● **Written instruction**: Show all lines from the data that include the word "screenshot".

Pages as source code
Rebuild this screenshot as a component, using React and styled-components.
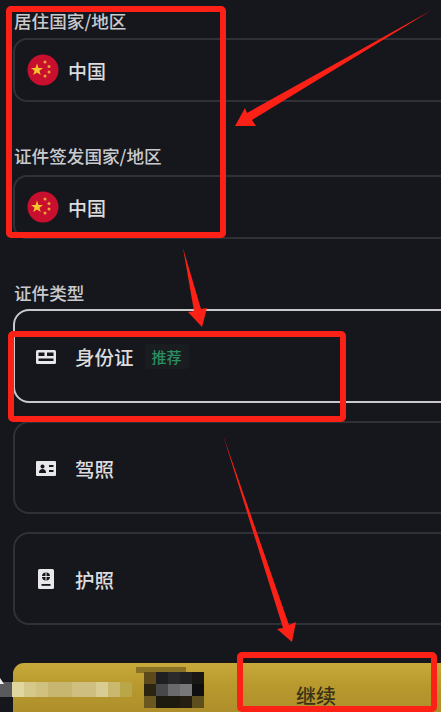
import styled, { createGlobalStyle } from "styled-components";

const GlobalStyle = createGlobalStyle`
  html, body {
    margin: 0;
    background: #16171d;
  }
`;

const Page = styled.div`
  position: relative;
  width: 441px;
  height: 712px;
  overflow: hidden;
  box-sizing: border-box;
  padding: 13px 0 0 13px;
  background: #16171d;
  font-family: "Noto Sans CJK SC", "Noto Sans", sans-serif;
  font-weight: 500;
  color: #e6e6e8;
`;

const Section = styled.section`
  display: flex;
  flex-direction: column;
  width: 470px;
  margin-bottom: ${(p) => p.$gap || 0}px;
`;

const Label = styled.div`
  height: 16px;
  margin-bottom: ${(p) => p.$after || 9}px;
  padding-left: 1px;
  font-size: 17.6px;
  line-height: 16px;
  color: #c9cacd;
`;

const Field = styled.div`
  display: flex;
  align-items: center;
  gap: 9px;
  box-sizing: border-box;
  height: 64px;
  padding: 0 12px;
  border: 2px solid #303136;
  border-radius: 14px;
`;

const FieldText = styled.span`
  font-size: 19px;
  color: #dcdcde;
`;

const TypeList = styled.div`
  display: flex;
  flex-direction: column;
  gap: 18px;
`;

const TypeCard = styled.div`
  display: flex;
  align-items: center;
  box-sizing: border-box;
  height: ${(p) => (p.$selected ? 94 : 93)}px;
  padding: 1px 0 0 21px;
  border: 2px solid ${(p) => (p.$selected ? "#c8c8ca" : "#303136")};
  border-radius: 16px;
`;

const IconSlot = styled.div`
  display: flex;
  justify-content: center;
  width: 20px;
  margin-right: 19px;
  color: #e8e8ea;
`;

const TypeName = styled.span`
  font-size: 19.5px;
  color: #dcdcde;
`;

const Badge = styled.span`
  margin-left: 11px;
  padding: 2px 7px;
  border-radius: 3px;
  background: #1a1d20;
  font-size: 15px;
  line-height: 21px;
  color: #2a8f63;
`;

const ContinueButton = styled.button`
  display: flex;
  justify-content: center;
  box-sizing: border-box;
  width: 470px;
  height: 60px;
  margin-top: 38px;
  padding: 21px 0 0 136px;
  border: 0;
  border-radius: 11px 11px 0 0;
  background: linear-gradient(180deg, #c8a93a 0%, #b99a2e 35%, #a98a2a 100%);
  font-family: inherit;
  font-weight: 500;
  font-size: 20px;
  line-height: 24px;
  color: #3a3214;
`;

const Mosaic = styled.div`
  position: absolute;
  left: ${(p) => p.$x}px;
  top: ${(p) => p.$y}px;
  display: grid;
  grid-template-columns: repeat(${(p) => p.$cols}, 12px);
  grid-auto-rows: ${(p) => p.$rowH}px;
`;

const Tile = styled.i`
  display: block;
  background: ${(p) => p.$c};
`;

const Smudge = styled.div`
  position: absolute;
  left: 136px;
  top: 667px;
  width: 50px;
  height: 6px;
  background: #8a7224;
`;

const Annotations = styled.svg`
  position: absolute;
  inset: 0;
  width: 441px;
  height: 712px;
  pointer-events: none;
`;

const Flag = () => (
  <svg width="32" height="32" viewBox="0 0 32 32">
    <circle cx="16" cy="16" r="15.5" fill="#c8102e" />
    <polygon
      fill="#f7c52e"
      points="10,9.5 11.5,14 16,14 12.4,16.8 13.8,21 10,18.500 6.2,21 7.6,16.8 4,14 8.5,14"
    />
    <circle cx="18" cy="8" r="1.5" fill="#e9a23a" />
    <circle cx="22" cy="12.5" r="1.5" fill="#e9a23a" />
    <circle cx="22" cy="18" r="1.5" fill="#e9a23a" />
    <circle cx="18" cy="22" r="1.5" fill="#e9a23a" />
  </svg>
);

const IdIcon = () => (
  <svg width="20" height="14" viewBox="0 0 20 14">
    <rect width="20" height="14" rx="1.5" fill="currentColor" />
    <rect x="2.5" y="2.5" width="6" height="3.5" fill="#16171d" />
    <rect x="11" y="2.5" width="6.5" height="3.5" fill="#16171d" />
    <rect x="2.5" y="8.5" width="15" height="2.5" fill="#16171d" />
  </svg>
);

const LicenseIcon = () => (
  <svg width="20" height="15" viewBox="0 0 20 15">
    <rect width="20" height="15" rx="1" fill="currentColor" />
    <circle cx="6.5" cy="5.5" r="2" fill="#16171d" />
    <path d="M3 12c0-3 1.5-4 3.5-4s3.500 1 3.500 4z" fill="#16171d" />
    <rect x="13" y="4" width="4.500" height="2" fill="#16171d" />
    <rect x="13" y="9" width="4.500" height="2" fill="#16171d" />
  </svg>
);

const PassportIcon = () => (
  <svg width="16" height="20" viewBox="0 0 16 20">
    <rect width="16" height="20" rx="1.500" fill="currentColor" />
    <circle cx="8" cy="7.500" r="4" fill="#16171d" />
    <path d="M8 3.500v8M4 7.500h8" stroke="currentColor" strokeWidth="1" />
    <rect x="3.500" y="15" width="9" height="1.800" fill="#16171d" />
  </svg>
);

const lightTiles = [
  "#5a5a5e", "#e0d6a0", "#d4c88a", "#d0c180", "#c7b670", "#c7b670",
  "#cebf80", "#cebf80", "#d8cc92", "#c9b96e", "#b9a648",
];
const darkTiles = [
  "#5c4a1a", "#1f1f22", "#2a2a2c", "#222224", "#1a1814",
  "#2a2410", "#48484a", "#6a6a6c", "#78787a", "#0f0f10",
  "#6b5820", "#1d1a0f", "#1d1a0f", "#241f12", "#5d4e1e",
];

export default function App() {
  return (
    <Page>
      <GlobalStyle />
      <Section $gap={46}>
        <Label>居住国家/地区</Label>
        <Field>
          <Flag />
          <FieldText>中国</FieldText>
        </Field>
      </Section>
      <Section $gap={46}>
        <Label $after={11}>证件签发国家/地区</Label>
        <Field>
          <Flag />
          <FieldText>中国</FieldText>
        </Field>
      </Section>
      <Section>
        <Label $after={8}>证件类型</Label>
        <TypeList>
          <TypeCard $selected>
            <IconSlot><IdIcon /></IconSlot>
            <TypeName>身份证</TypeName>
            <Badge>推荐</Badge>
          </TypeCard>
          <TypeCard>
            <IconSlot><LicenseIcon /></IconSlot>
            <TypeName>驾照</TypeName>
          </TypeCard>
          <TypeCard>
            <IconSlot><PassportIcon /></IconSlot>
            <TypeName>护照</TypeName>
          </TypeCard>
        </TypeList>
      </Section>
      <ContinueButton>继续</ContinueButton>

      <Mosaic $x={0} $y={682} $cols={11} $rowH={15}>
        {lightTiles.map((c, i) => (
          <Tile key={i} $c={c} />
        ))}
      </Mosaic>
      <Smudge />
      <Mosaic $x={144} $y={672} $cols={5} $rowH={12}>
        {darkTiles.map((c, i) => (
          <Tile key={i} $c={c} />
        ))}
      </Mosaic>

      <Annotations viewBox="0 0 441 712">
        <polygon fill="#f2f2f2" points="0,678 4,684 0,684" />
        <g fill="none" stroke="#fb2116" strokeWidth="6" strokeLinejoin="round">
          <rect x="9" y="9" width="214" height="226" rx="2" />
          <rect x="11" y="334" width="332" height="85" rx="2" />
          <rect x="240" y="655" width="194" height="54" rx="2" />
        </g>
        <g fill="#fb2116">
          <polygon points="432,10 247,113 245,108 235,126 256,126 252,120" />
          <polygon points="183,248 194,311 188,312 202,327 207,308 201,309" />
          <polygon points="223,435 289,625 296,622 292,642 277,629 283,628" />
        </g>
      </Annotations>
    </Page>
  );
}
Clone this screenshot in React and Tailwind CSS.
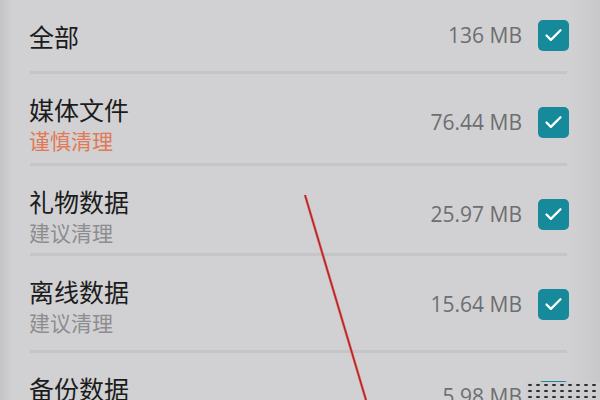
import { Check } from "lucide-react";

const ITEMS = [
  { name: "全部", size: "136 MB", h: "h-[74px]" },
  { name: "媒体文件", size: "76.44 MB", hint: "谨慎清理", warn: true, h: "h-[92px]" },
  { name: "礼物数据", size: "25.97 MB", hint: "建议清理", h: "h-[90px]" },
  { name: "离线数据", size: "15.64 MB", hint: "建议清理", h: "h-[97px]" },
  { name: "备份数据", size: "5.98 MB", hint: "建议清理", h: "h-[100px]", last: true },
];

function Box() {
  return (
    <div className="flex h-[31px] w-[31px] shrink-0 items-center justify-center rounded-[5px] bg-[#16899a]">
      <Check size={21} strokeWidth={2.6} className="text-white" />
    </div>
  );
}

function Row({ item }) {
  const plain = !item.hint;
  return (
    <div className={`flex flex-col ${item.h}`}>
      <div className={`flex flex-1 pl-[29px] pr-[31px] ${plain ? "items-center" : "items-start"}`}>
        <div className={`flex-1 ${plain ? "" : "pt-[19px]"}`}>
          <div className="text-[25px] leading-[32px] text-[#1c1c1c]">{item.name}</div>
          {item.hint && (
            <div className={`text-[21px] leading-[30px] ${item.warn ? "text-[#e07a55]" : "text-[#8d8d8f]"}`}>
              {item.hint}
            </div>
          )}
        </div>
        <div className={`flex items-center gap-[16px] ${plain ? "" : item.last ? "pt-[28px]" : "pt-[33px]"}`}>
          <span className="font-['Open_Sans',sans-serif] text-[21px] text-[#6e6e70]">{item.size}</span>
          <Box />
        </div>
      </div>
      {!item.last && <div className="ml-[30px] mr-[33px] h-[3px] shrink-0 bg-[#c5c5c7]" />}
    </div>
  );
}

export default function App() {
  return (
    <div className="relative h-[400px] w-[600px] overflow-hidden bg-[#d1d1d3] font-['Noto_Sans_CJK_SC','Noto_Sans',sans-serif]">
      <div className="absolute inset-y-0 left-0 w-[12px] bg-gradient-to-r from-[#c4c4c6] to-transparent" />
      <div className="absolute inset-y-0 right-0 w-[30px] bg-gradient-to-l from-[#c8c8ca] to-transparent" />
      <div className="relative flex flex-col">
        {ITEMS.map((it) => (
          <Row key={it.name} item={it} />
        ))}
      </div>
      <svg className="absolute inset-0" width="600" height="400">
        <line x1="305" y1="195" x2="366" y2="400" stroke="#f04a4a" strokeWidth="2.5" />
        <line x1="305" y1="195" x2="366" y2="400" stroke="#8a2a2a" strokeWidth="1" />
      </svg>
      <div className="absolute bottom-0 right-0 h-[18px] w-[74px] bg-[#cdcdcf] bg-[radial-gradient(#2e2e2e_1.5px,transparent_2px)] bg-[length:8px_6px]" />
    </div>
  );
}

● **Response**:
Rebuild this screenshot as a component, using React and styled-components.
Clone this screenshot in React and Tailwind CSS.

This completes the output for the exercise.